= YOUR GOAL =
Pull every line with the word "React" out of the entries below.

= STORED DATA =
• • •
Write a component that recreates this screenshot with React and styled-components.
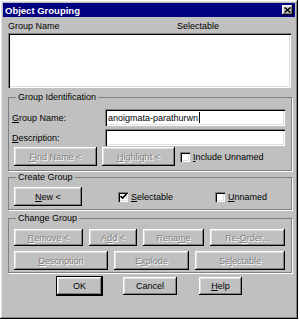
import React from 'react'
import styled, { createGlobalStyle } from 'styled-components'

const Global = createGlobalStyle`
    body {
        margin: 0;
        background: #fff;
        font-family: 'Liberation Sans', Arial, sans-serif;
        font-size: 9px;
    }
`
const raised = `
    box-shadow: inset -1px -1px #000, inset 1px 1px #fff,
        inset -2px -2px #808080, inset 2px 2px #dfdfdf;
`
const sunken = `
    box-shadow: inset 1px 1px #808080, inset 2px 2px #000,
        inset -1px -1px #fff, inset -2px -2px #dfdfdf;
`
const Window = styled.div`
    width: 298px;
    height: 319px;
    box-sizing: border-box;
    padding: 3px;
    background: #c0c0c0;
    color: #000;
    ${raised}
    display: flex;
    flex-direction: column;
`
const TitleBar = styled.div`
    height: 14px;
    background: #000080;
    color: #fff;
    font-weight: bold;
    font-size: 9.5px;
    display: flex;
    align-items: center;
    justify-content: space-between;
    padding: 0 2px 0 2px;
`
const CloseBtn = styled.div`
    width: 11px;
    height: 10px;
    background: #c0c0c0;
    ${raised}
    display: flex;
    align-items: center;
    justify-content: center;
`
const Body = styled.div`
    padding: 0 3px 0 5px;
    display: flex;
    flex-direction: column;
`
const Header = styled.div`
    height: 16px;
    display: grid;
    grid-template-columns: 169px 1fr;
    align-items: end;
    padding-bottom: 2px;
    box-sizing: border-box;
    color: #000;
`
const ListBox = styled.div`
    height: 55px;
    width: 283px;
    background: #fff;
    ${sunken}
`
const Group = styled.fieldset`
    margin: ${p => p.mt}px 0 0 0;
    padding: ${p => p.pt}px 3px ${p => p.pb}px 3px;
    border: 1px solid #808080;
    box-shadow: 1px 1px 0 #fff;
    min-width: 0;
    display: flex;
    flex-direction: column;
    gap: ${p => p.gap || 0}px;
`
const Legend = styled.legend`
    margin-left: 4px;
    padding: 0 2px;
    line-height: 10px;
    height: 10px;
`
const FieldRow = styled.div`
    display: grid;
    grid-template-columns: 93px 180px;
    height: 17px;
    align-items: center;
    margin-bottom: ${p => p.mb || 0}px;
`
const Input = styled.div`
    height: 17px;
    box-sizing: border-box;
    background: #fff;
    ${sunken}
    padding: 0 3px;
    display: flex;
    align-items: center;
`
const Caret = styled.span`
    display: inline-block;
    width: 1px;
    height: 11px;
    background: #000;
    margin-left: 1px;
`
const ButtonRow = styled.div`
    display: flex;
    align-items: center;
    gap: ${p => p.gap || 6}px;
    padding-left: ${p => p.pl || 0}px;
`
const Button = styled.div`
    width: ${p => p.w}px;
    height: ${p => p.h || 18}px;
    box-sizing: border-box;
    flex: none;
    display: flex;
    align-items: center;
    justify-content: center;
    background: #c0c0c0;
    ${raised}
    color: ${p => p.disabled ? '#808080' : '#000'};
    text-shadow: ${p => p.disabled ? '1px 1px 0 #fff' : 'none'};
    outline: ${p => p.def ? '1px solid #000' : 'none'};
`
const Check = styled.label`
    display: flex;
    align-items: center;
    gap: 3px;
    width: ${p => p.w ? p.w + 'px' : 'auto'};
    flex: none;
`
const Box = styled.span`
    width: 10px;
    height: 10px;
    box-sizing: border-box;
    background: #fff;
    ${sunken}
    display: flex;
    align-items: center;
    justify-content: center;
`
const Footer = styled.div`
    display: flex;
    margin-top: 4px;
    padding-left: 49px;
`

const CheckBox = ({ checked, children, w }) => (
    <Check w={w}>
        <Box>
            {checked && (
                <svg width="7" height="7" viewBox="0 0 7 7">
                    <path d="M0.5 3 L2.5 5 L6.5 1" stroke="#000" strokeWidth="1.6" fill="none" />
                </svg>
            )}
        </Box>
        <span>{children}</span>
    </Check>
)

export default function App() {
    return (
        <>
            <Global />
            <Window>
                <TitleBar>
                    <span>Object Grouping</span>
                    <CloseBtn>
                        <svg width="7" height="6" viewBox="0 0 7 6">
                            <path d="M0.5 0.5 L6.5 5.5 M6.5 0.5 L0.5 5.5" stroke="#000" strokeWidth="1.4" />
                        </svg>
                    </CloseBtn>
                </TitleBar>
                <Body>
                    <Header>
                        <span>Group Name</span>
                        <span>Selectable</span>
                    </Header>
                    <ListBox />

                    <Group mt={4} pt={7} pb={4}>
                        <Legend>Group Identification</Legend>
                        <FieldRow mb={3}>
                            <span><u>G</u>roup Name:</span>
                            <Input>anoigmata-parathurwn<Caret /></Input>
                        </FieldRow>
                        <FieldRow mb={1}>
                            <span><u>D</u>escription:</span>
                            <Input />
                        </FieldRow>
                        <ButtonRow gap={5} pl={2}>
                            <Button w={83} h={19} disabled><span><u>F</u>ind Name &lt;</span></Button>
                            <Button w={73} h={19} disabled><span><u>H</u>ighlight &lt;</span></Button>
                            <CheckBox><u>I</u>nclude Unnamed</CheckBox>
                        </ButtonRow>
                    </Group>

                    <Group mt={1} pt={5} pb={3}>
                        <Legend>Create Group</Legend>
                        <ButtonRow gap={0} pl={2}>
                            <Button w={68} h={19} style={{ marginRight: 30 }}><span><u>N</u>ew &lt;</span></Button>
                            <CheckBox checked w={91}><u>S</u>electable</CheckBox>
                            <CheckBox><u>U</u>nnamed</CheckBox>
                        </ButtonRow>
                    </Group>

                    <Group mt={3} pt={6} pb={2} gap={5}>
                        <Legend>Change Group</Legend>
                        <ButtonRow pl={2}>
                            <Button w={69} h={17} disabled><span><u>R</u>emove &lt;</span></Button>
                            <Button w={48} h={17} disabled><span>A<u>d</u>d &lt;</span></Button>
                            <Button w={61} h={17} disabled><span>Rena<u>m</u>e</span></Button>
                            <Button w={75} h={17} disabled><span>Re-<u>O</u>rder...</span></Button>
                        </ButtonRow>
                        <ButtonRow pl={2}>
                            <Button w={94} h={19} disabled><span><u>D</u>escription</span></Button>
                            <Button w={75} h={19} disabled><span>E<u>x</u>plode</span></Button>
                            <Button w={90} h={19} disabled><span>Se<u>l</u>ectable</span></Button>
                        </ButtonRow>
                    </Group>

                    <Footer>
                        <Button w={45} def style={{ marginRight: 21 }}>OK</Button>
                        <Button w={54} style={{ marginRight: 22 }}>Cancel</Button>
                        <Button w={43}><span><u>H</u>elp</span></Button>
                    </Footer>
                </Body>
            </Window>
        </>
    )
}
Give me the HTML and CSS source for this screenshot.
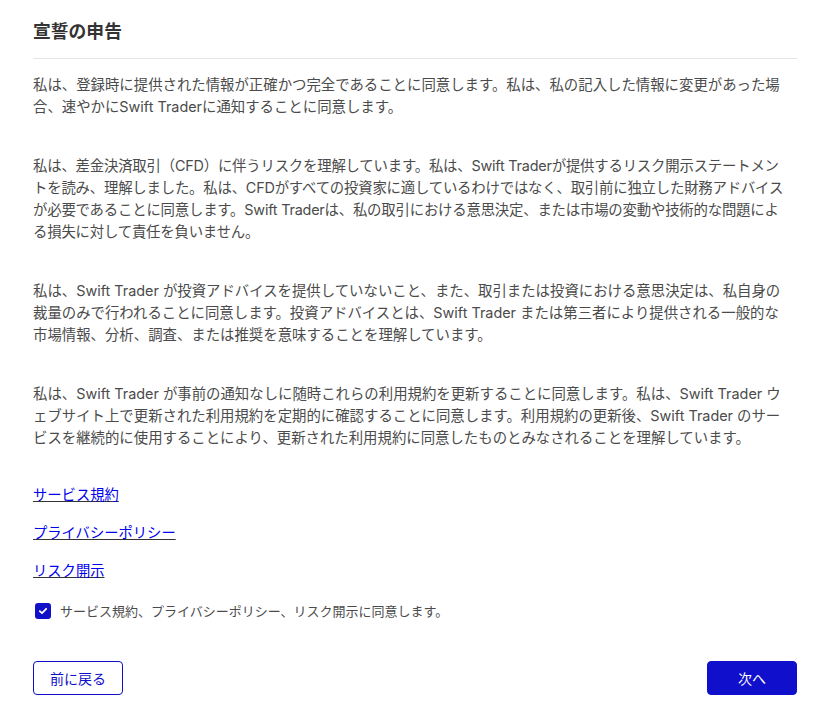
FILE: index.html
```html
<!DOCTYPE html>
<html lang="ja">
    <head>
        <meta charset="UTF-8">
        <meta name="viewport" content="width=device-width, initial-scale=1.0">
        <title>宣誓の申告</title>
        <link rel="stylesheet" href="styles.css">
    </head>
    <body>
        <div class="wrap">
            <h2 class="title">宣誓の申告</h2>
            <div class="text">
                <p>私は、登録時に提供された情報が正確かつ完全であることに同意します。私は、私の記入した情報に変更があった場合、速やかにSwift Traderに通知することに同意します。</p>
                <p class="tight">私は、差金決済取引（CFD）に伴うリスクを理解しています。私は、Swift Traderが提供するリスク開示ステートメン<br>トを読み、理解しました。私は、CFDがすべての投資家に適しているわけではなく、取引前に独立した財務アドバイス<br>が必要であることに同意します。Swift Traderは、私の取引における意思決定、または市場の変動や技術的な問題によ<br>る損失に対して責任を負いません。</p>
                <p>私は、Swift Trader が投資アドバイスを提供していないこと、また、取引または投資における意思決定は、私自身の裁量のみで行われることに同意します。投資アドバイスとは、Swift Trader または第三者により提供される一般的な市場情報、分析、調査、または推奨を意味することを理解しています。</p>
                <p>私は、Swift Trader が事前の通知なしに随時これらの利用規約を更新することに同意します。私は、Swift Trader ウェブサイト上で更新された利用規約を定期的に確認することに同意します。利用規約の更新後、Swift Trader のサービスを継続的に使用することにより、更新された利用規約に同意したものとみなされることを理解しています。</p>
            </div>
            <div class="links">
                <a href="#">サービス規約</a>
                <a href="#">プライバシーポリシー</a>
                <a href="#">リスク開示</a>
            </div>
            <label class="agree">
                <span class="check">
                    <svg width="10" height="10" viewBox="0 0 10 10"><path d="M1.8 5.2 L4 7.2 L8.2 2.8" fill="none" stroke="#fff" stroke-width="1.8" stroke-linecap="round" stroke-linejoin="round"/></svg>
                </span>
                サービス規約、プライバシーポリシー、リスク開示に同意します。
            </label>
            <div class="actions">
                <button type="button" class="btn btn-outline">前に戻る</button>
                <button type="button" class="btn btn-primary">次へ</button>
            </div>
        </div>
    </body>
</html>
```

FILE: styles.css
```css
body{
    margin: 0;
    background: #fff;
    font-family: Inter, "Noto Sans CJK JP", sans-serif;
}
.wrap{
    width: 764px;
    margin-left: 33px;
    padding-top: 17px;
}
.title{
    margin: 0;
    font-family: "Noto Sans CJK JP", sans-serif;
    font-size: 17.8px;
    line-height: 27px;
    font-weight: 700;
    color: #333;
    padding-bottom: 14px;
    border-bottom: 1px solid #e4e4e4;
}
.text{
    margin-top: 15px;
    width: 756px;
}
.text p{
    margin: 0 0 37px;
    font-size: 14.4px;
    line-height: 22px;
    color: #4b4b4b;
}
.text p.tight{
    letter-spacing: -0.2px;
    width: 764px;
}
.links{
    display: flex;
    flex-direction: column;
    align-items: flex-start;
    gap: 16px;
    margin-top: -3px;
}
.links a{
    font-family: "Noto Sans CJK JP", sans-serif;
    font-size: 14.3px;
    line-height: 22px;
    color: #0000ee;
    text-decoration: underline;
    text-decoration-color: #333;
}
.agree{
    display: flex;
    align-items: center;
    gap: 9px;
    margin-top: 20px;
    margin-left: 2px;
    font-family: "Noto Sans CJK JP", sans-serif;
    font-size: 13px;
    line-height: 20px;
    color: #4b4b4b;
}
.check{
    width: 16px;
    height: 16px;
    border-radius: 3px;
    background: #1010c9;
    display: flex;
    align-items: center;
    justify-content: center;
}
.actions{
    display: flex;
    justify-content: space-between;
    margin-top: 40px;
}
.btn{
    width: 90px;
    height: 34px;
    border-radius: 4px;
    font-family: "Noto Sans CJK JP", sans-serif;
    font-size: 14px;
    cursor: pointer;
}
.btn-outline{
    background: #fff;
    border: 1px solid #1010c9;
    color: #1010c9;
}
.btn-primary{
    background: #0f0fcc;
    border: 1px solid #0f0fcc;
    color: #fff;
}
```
• • •
= EXERCISE SOLUTION =
Write a component that recreates this screenshot with React and styled-components.
import React from 'react'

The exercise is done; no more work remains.